Building the Docker Image

Local Build

docker build -t postgres-pgbackrest:latest .

Using GitHub Actions

The repository includes a GitHub Actions workflow that automatically builds and pushes the image to GitHub Container Registry (ghcr.io) on:

  • Push to main or develop branches
  • Tagged releases (e.g., v1.0.0)
  • Manual workflow dispatch

To use GitHub Actions:

  1. Enable GitHub Actions in your repository
  2. Push to the main branch or create a tag:
git tag v1.0.0
git push origin v1.0.0
  1. The image will be available at: ghcr.io/<your-username>/postgres-ba:latest

Architecture

Directory Structure

.
├── Dockerfile                  # Main Docker image definition
├── docker-compose.yml         # Docker Compose stack
├── .env.example              # Environment variables template
├── scripts/
│   ├── entrypoint.sh         # Main entrypoint script
│   ├── configure-postgres.sh # PostgreSQL configuration
│   ├── configure-pgbackrest.sh # pgBackRest configuration
│   ├── backup-cron.sh        # Backup execution script
│   └── setup-cron.sh         # Cron job setup
├── .github/
│   └── workflows/
│       └── docker-build.yml  # GitHub Actions workflow
├── .gitignore
├── .dockerignore
└── README.md

How It Works

Three-Phase Entrypoint Architecture

The system uses a three-phase execution model that delegates to the official PostgreSQL entrypoint:

Phase 1: Pre-Initialization (always runs before PostgreSQL starts):

  1. 00-setup-directories.sh - Creates/validates directories and permissions
  2. 01-configure-pgbackrest.sh - Configures pgBackRest (skipped for replicas)
  3. 02-restore-from-backup.sh - Restores from S3 backup if RESTORE_FROM_BACKUP=true and PGDATA empty
  4. 03-setup-replica.sh - Sets up replica via pg_basebackup if PG_MODE=replica and PGDATA empty
  5. 04-configure-ssl.sh - Generates/validates SSL certificates (every start)
  6. 09-configure-cron.sh - Configures backup cron jobs (skipped for replicas)
  7. 10-configure-postgres.sh - Applies PostgreSQL configs if PGDATA exists

Phase 2: PostgreSQL Initialization (delegates to official docker-entrypoint.sh):

  • If PGDATA empty: runs initdb, then executes scripts in /docker-entrypoint-initdb.d/
    • 20-new-db-only.sh - Configures WAL archiving and replication for new databases
  • If PGDATA exists: starts PostgreSQL normally

Phase 3: Post-Initialization (background, after PostgreSQL ready):

  • 99-stanza-check.sh - Creates pgBackRest stanza and initial backup (new databases only)

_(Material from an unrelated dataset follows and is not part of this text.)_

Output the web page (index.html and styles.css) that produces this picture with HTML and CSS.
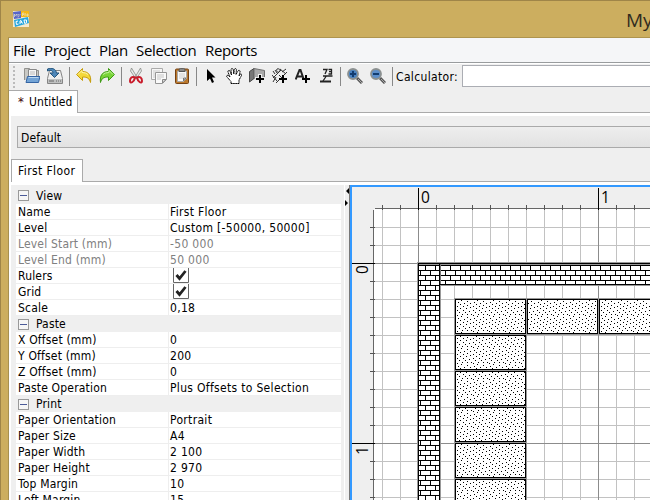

Key Design: Scripts are idempotent and support both new and existing databases. PGDATA can be created by initdb (new DB), pgbackrest restore (restore scenario), or pg_basebackup (replica scenario).

Backup Process:

  • Cron triggers backup scripts at scheduled intervals
  • pgBackRest performs backup (full/diff/incr) to S3
  • WAL files are archived to S3 every 60 seconds
  • Backup logs are maintained in /var/log/pgbackrest/
  1. Restore Process:
    • On first startup with empty data directory
    • Fetches latest backup from S3
    • Restores database to the point of latest backup
    • Replays WAL files for point-in-time recovery

S3 Bucket Setup

Your S3 bucket should have the following permissions for the IAM user:

{
  "Version": "2012-10-17",
  "Statement": [
    {
      "Effect": "Allow",
      "Action": ["s3:ListBucket", "s3:GetBucketLocation"],
      "Resource": "arn:aws:s3:::your-bucket-name"
    },
    {
      "Effect": "Allow",
      "Action": ["s3:PutObject", "s3:GetObject", "s3:DeleteObject"],
      "Resource": "arn:aws:s3:::your-bucket-name/*"
    }
  ]
}

Monitoring

Check PostgreSQL Status

docker exec -it postgres-primary pg_isready

Check Backup Status

docker exec -it postgres-primary pgbackrest --stanza=main info

Check Cron Jobs

docker exec -it postgres-primary crontab -l

Database Management UI

Access Adminer at http://localhost:8080

  • Server: postgres
  • Username: Value from POSTGRES_USER
  • Password: Value from POSTGRES_PASSWORD
  • Database: Value from POSTGRES_DB

SSL Connection Examples

Connect to PostgreSQL with SSL required:

# From host (requires psql installed)
PGPASSWORD=changeme psql -h localhost -U postgres \
  --set=sslmode=require -c "SELECT version();"

# From inside container
docker exec -it postgres-ba-primary psql -h localhost -U postgres \
  --set=sslmode=require -c "SELECT version();"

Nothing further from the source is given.